Leave out the pictures; transcribe all else exactly.

Recorded data:
════════
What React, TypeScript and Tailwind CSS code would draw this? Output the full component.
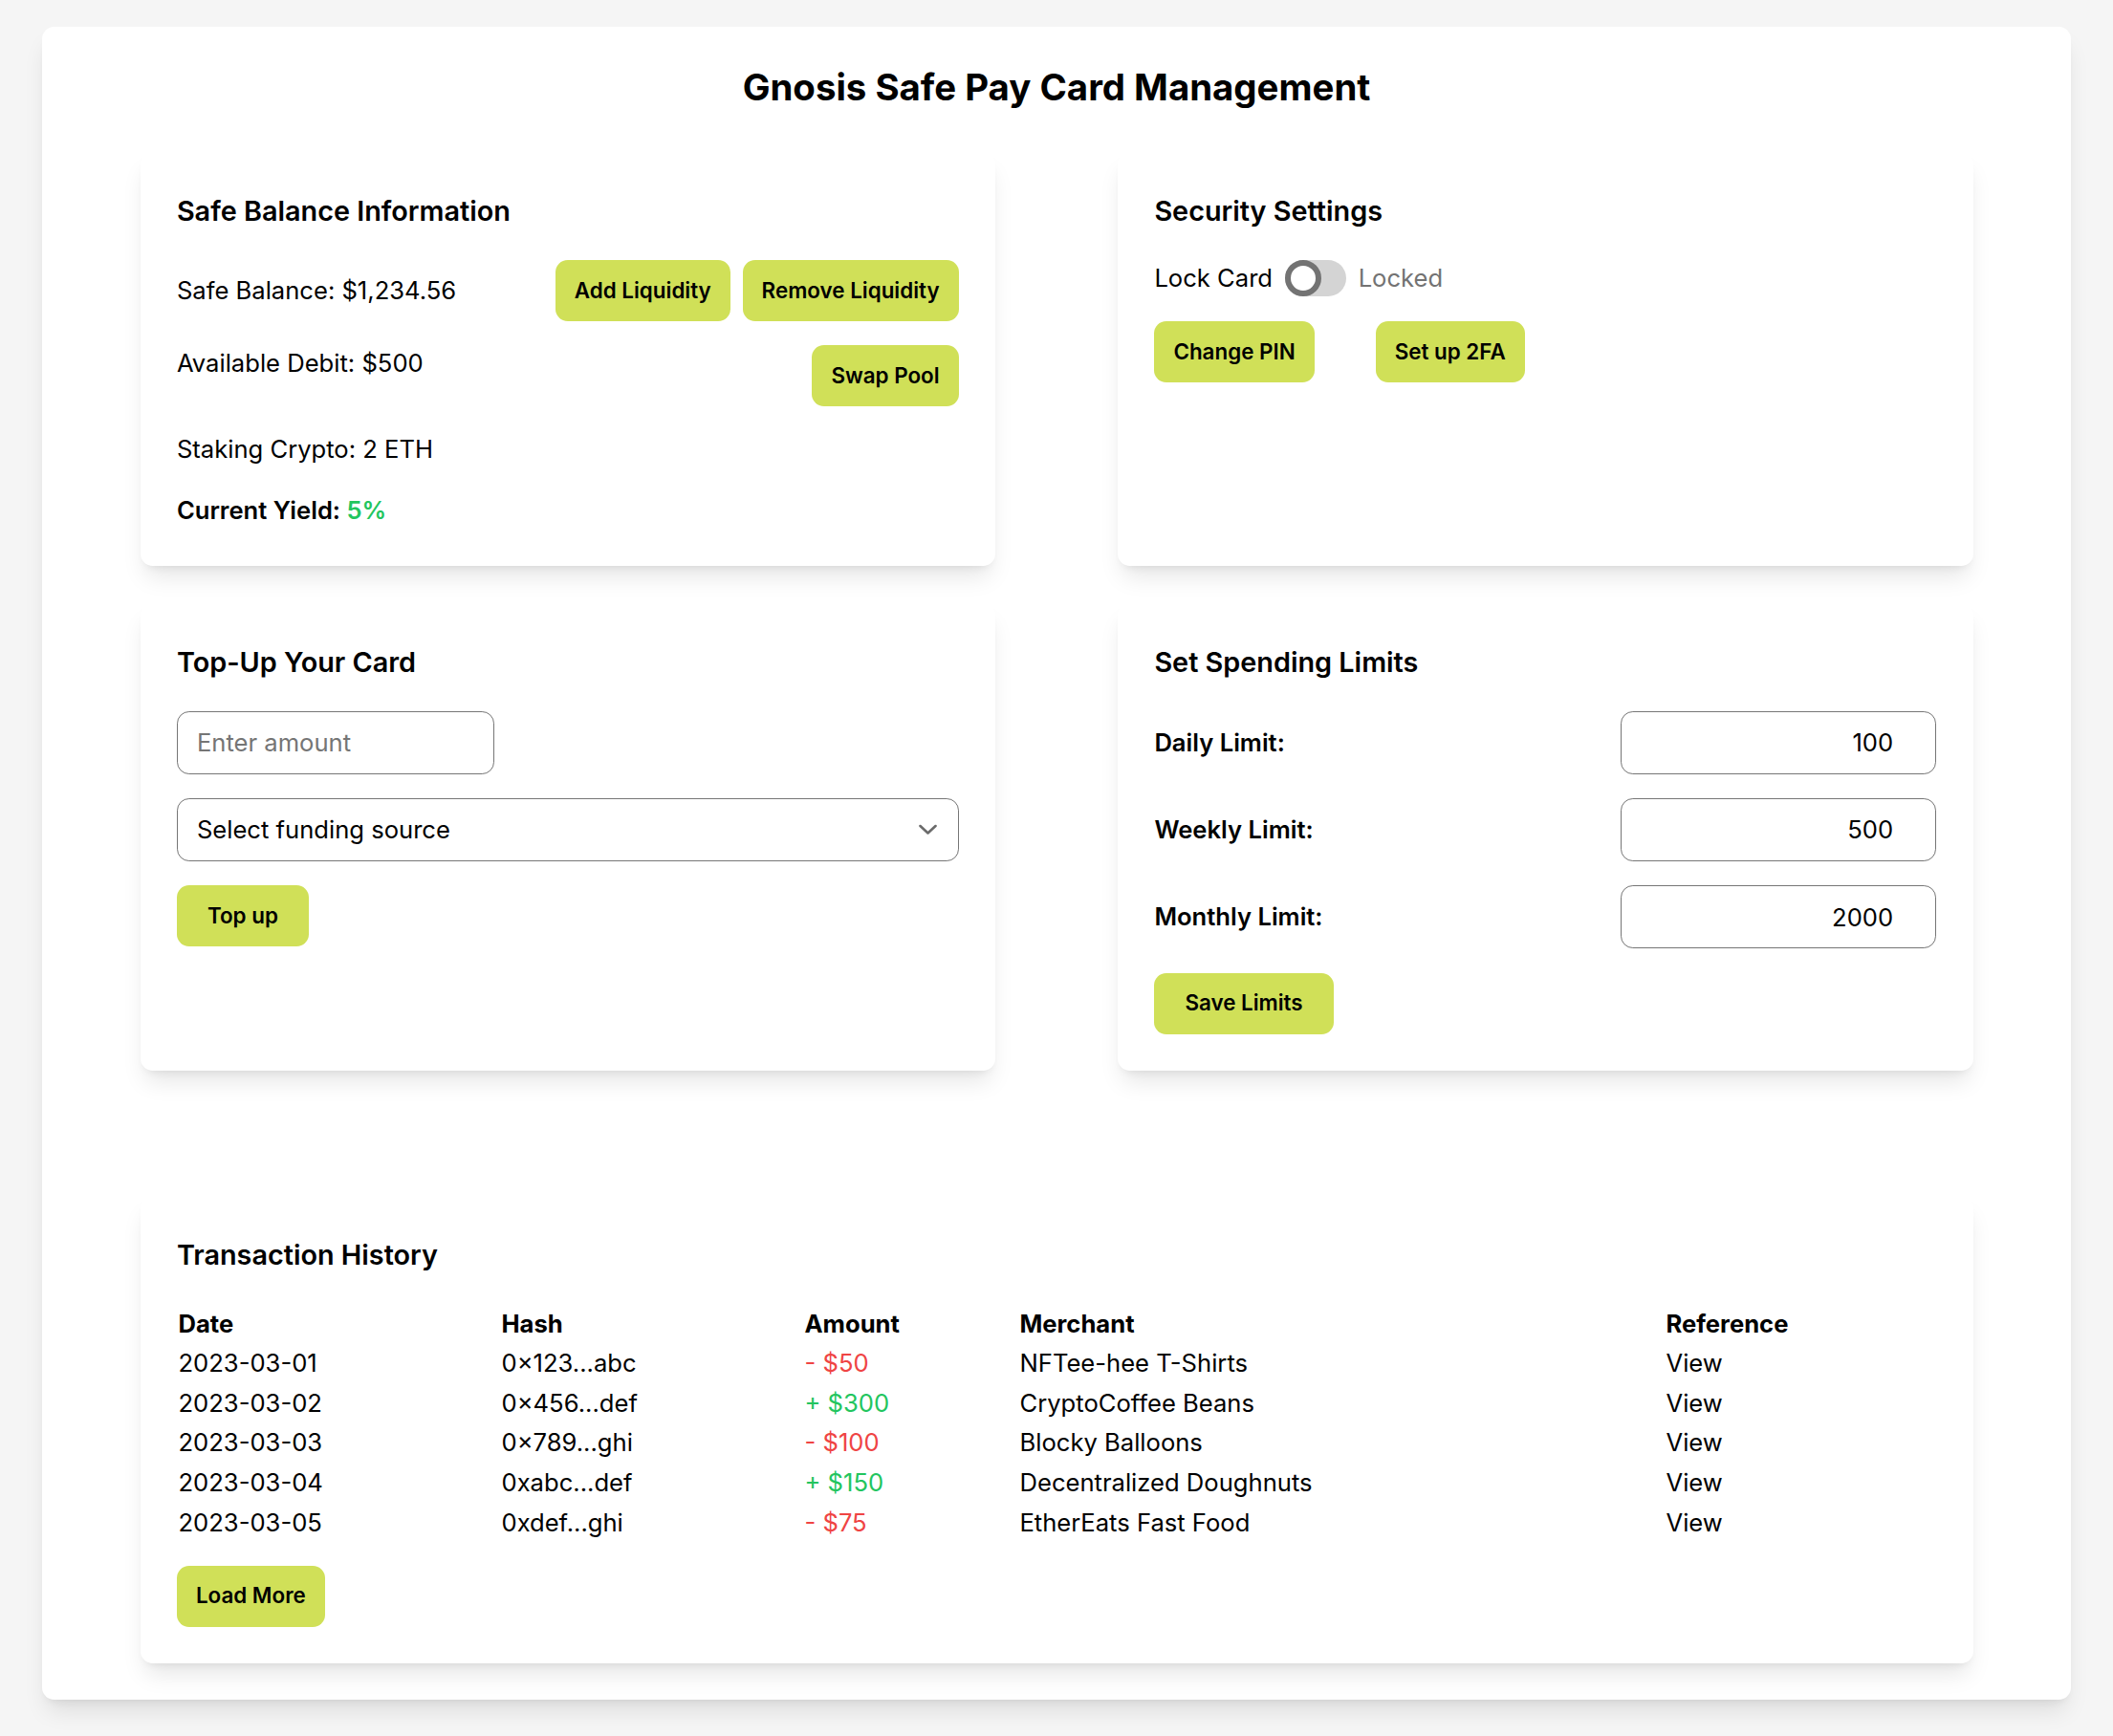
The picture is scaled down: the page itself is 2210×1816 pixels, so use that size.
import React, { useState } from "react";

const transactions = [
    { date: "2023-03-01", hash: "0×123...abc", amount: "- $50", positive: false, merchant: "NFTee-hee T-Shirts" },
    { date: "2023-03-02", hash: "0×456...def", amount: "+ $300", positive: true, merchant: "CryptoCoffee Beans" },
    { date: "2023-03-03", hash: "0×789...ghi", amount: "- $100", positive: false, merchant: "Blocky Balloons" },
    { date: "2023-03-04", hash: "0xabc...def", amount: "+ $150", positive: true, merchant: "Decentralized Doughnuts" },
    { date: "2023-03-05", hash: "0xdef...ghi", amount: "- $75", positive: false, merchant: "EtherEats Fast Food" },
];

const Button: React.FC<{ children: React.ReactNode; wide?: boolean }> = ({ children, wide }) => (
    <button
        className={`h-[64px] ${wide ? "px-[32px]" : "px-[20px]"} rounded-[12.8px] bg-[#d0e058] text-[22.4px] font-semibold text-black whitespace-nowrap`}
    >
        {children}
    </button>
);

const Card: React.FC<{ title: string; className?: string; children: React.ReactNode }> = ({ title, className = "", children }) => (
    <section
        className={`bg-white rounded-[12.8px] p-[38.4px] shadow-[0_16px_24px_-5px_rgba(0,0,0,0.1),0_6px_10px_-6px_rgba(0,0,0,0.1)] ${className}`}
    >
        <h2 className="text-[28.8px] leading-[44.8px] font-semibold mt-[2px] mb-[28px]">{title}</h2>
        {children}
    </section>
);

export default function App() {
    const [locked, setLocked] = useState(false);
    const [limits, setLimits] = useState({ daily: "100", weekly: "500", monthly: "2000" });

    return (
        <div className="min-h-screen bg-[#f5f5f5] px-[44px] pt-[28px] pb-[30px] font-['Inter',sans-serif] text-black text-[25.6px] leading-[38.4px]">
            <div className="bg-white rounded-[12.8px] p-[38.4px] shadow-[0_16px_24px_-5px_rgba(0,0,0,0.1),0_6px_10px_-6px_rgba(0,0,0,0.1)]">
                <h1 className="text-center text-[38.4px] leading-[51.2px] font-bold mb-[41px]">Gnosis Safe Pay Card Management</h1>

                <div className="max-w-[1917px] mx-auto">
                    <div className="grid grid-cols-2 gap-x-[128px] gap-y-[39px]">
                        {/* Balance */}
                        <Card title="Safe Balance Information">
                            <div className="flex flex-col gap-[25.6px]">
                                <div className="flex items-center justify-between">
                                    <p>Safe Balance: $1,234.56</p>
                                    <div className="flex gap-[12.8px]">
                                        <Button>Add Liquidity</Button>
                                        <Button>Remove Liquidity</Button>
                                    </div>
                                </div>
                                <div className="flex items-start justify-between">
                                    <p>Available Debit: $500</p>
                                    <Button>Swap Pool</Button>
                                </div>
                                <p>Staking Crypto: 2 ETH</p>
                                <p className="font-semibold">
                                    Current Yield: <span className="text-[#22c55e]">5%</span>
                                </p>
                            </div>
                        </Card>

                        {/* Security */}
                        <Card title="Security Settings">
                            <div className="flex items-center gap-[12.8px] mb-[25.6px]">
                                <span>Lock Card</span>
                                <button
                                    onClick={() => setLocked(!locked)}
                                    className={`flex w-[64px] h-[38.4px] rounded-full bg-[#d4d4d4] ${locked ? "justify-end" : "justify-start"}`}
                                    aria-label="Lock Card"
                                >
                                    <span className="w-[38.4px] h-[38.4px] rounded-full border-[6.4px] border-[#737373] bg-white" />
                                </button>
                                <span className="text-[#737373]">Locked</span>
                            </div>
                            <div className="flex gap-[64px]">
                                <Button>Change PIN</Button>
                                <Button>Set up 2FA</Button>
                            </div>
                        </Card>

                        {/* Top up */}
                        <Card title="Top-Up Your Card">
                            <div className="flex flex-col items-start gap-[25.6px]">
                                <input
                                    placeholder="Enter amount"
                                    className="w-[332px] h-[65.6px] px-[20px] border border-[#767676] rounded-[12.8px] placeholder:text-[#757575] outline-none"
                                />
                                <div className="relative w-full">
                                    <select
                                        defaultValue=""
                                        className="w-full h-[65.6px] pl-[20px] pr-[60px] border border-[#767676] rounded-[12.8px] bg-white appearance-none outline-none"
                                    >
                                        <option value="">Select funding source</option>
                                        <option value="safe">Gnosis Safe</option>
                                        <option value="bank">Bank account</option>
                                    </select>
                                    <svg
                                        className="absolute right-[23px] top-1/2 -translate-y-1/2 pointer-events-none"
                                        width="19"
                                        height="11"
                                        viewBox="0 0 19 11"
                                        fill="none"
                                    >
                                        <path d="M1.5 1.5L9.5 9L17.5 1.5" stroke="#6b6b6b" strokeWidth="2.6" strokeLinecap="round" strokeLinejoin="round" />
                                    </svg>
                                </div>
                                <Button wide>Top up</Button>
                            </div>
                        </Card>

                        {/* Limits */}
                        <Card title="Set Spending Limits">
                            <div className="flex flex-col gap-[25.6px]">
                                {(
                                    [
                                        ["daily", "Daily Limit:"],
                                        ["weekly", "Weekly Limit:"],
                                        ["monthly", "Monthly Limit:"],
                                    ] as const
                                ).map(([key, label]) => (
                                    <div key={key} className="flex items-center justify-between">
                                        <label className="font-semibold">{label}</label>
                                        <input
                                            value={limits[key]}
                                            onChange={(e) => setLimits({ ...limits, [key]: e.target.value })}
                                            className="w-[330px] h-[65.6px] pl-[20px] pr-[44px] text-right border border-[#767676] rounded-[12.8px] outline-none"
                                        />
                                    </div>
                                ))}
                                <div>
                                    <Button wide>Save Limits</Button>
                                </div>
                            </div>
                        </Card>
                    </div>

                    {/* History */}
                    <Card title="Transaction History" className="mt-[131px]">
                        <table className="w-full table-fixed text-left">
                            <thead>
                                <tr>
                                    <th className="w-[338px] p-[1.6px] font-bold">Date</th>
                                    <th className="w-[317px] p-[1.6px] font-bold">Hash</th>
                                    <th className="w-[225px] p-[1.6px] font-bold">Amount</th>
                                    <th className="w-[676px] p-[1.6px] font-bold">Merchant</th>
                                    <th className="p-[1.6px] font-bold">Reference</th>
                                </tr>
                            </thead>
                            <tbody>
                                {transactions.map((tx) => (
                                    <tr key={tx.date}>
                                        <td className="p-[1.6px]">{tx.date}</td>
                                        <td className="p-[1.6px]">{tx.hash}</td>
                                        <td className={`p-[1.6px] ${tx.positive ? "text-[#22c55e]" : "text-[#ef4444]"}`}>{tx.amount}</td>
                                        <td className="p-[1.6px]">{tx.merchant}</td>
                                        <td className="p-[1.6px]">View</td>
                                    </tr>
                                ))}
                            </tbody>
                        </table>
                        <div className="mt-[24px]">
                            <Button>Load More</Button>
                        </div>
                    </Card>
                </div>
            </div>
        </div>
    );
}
════════
Expected output:
What React, TypeScript and Tailwind CSS code would draw this? Output the full component.
The picture is scaled down: the page itself is 2210×1816 pixels, so use that size.
import React, { useState } from "react";

const transactions = [
    { date: "2023-03-01", hash: "0×123...abc", amount: "- $50", positive: false, merchant: "NFTee-hee T-Shirts" },
    { date: "2023-03-02", hash: "0×456...def", amount: "+ $300", positive: true, merchant: "CryptoCoffee Beans" },
    { date: "2023-03-03", hash: "0×789...ghi", amount: "- $100", positive: false, merchant: "Blocky Balloons" },
    { date: "2023-03-04", hash: "0xabc...def", amount: "+ $150", positive: true, merchant: "Decentralized Doughnuts" },
    { date: "2023-03-05", hash: "0xdef...ghi", amount: "- $75", positive: false, merchant: "EtherEats Fast Food" },
];

const Button: React.FC<{ children: React.ReactNode; wide?: boolean }> = ({ children, wide }) => (
    <button
        className={`h-[64px] ${wide ? "px-[32px]" : "px-[20px]"} rounded-[12.8px] bg-[#d0e058] text-[22.4px] font-semibold text-black whitespace-nowrap`}
    >
        {children}
    </button>
);

const Card: React.FC<{ title: string; className?: string; children: React.ReactNode }> = ({ title, className = "", children }) => (
    <section
        className={`bg-white rounded-[12.8px] p-[38.4px] shadow-[0_16px_24px_-5px_rgba(0,0,0,0.1),0_6px_10px_-6px_rgba(0,0,0,0.1)] ${className}`}
    >
        <h2 className="text-[28.8px] leading-[44.8px] font-semibold mt-[2px] mb-[28px]">{title}</h2>
        {children}
    </section>
);

export default function App() {
    const [locked, setLocked] = useState(false);
    const [limits, setLimits] = useState({ daily: "100", weekly: "500", monthly: "2000" });

    return (
        <div className="min-h-screen bg-[#f5f5f5] px-[44px] pt-[28px] pb-[30px] font-['Inter',sans-serif] text-black text-[25.6px] leading-[38.4px]">
            <div className="bg-white rounded-[12.8px] p-[38.4px] shadow-[0_16px_24px_-5px_rgba(0,0,0,0.1),0_6px_10px_-6px_rgba(0,0,0,0.1)]">
                <h1 className="text-center text-[38.4px] leading-[51.2px] font-bold mb-[41px]">Gnosis Safe Pay Card Management</h1>

                <div className="max-w-[1917px] mx-auto">
                    <div className="grid grid-cols-2 gap-x-[128px] gap-y-[39px]">
                        {/* Balance */}
                        <Card title="Safe Balance Information">
                            <div className="flex flex-col gap-[25.6px]">
                                <div className="flex items-center justify-between">
                                    <p>Safe Balance: $1,234.56</p>
                                    <div className="flex gap-[12.8px]">
                                        <Button>Add Liquidity</Button>
                                        <Button>Remove Liquidity</Button>
                                    </div>
                                </div>
                                <div className="flex items-start justify-between">
                                    <p>Available Debit: $500</p>
                                    <Button>Swap Pool</Button>
                                </div>
                                <p>Staking Crypto: 2 ETH</p>
                                <p className="font-semibold">
                                    Current Yield: <span className="text-[#22c55e]">5%</span>
                                </p>
                            </div>
                        </Card>

                        {/* Security */}
                        <Card title="Security Settings">
                            <div className="flex items-center gap-[12.8px] mb-[25.6px]">
                                <span>Lock Card</span>
                                <button
                                    onClick={() => setLocked(!locked)}
                                    className={`flex w-[64px] h-[38.4px] rounded-full bg-[#d4d4d4] ${locked ? "justify-end" : "justify-start"}`}
                                    aria-label="Lock Card"
                                >
                                    <span className="w-[38.4px] h-[38.4px] rounded-full border-[6.4px] border-[#737373] bg-white" />
                                </button>
                                <span className="text-[#737373]">Locked</span>
                            </div>
                            <div className="flex gap-[64px]">
                                <Button>Change PIN</Button>
                                <Button>Set up 2FA</Button>
                            </div>
                        </Card>

                        {/* Top up */}
                        <Card title="Top-Up Your Card">
                            <div className="flex flex-col items-start gap-[25.6px]">
                                <input
                                    placeholder="Enter amount"
                                    className="w-[332px] h-[65.6px] px-[20px] border border-[#767676] rounded-[12.8px] placeholder:text-[#757575] outline-none"
                                />
                                <div className="relative w-full">
                                    <select
                                        defaultValue=""
                                        className="w-full h-[65.6px] pl-[20px] pr-[60px] border border-[#767676] rounded-[12.8px] bg-white appearance-none outline-none"
                                    >
                                        <option value="">Select funding source</option>
                                        <option value="safe">Gnosis Safe</option>
                                        <option value="bank">Bank account</option>
                                    </select>
                                    <svg
                                        className="absolute right-[23px] top-1/2 -translate-y-1/2 pointer-events-none"
                                        width="19"
                                        height="11"
                                        viewBox="0 0 19 11"
                                        fill="none"
                                    >
                                        <path d="M1.5 1.5L9.5 9L17.5 1.5" stroke="#6b6b6b" strokeWidth="2.6" strokeLinecap="round" strokeLinejoin="round" />
                                    </svg>
                                </div>
                                <Button wide>Top up</Button>
                            </div>
                        </Card>

                        {/* Limits */}
                        <Card title="Set Spending Limits">
                            <div className="flex flex-col gap-[25.6px]">
                                {(
                                    [
                                        ["daily", "Daily Limit:"],
                                        ["weekly", "Weekly Limit:"],
                                        ["monthly", "Monthly Limit:"],
                                    ] as const
                                ).map(([key, label]) => (
                                    <div key={key} className="flex items-center justify-between">
                                        <label className="font-semibold">{label}</label>
                                        <input
                                            value={limits[key]}
                                            onChange={(e) => setLimits({ ...limits, [key]: e.target.value })}
                                            className="w-[330px] h-[65.6px] pl-[20px] pr-[44px] text-right border border-[#767676] rounded-[12.8px] outline-none"
                                        />
                                    </div>
                                ))}
                                <div>
                                    <Button wide>Save Limits</Button>
                                </div>
                            </div>
                        </Card>
                    </div>

                    {/* History */}
                    <Card title="Transaction History" className="mt-[131px]">
                        <table className="w-full table-fixed text-left">
                            <thead>
                                <tr>
                                    <th className="w-[338px] p-[1.6px] font-bold">Date</th>
                                    <th className="w-[317px] p-[1.6px] font-bold">Hash</th>
                                    <th className="w-[225px] p-[1.6px] font-bold">Amount</th>
                                    <th className="w-[676px] p-[1.6px] font-bold">Merchant</th>
                                    <th className="p-[1.6px] font-bold">Reference</th>
                                </tr>
                            </thead>
                            <tbody>
                                {transactions.map((tx) => (
                                    <tr key={tx.date}>
                                        <td className="p-[1.6px]">{tx.date}</td>
                                        <td className="p-[1.6px]">{tx.hash}</td>
                                        <td className={`p-[1.6px] ${tx.positive ? "text-[#22c55e]" : "text-[#ef4444]"}`}>{tx.amount}</td>
                                        <td className="p-[1.6px]">{tx.merchant}</td>
                                        <td className="p-[1.6px]">View</td>
                                    </tr>
                                ))}
                            </tbody>
                        </table>
                        <div className="mt-[24px]">
                            <Button>Load More</Button>
                        </div>
                    </Card>
                </div>
            </div>
        </div>
    );
}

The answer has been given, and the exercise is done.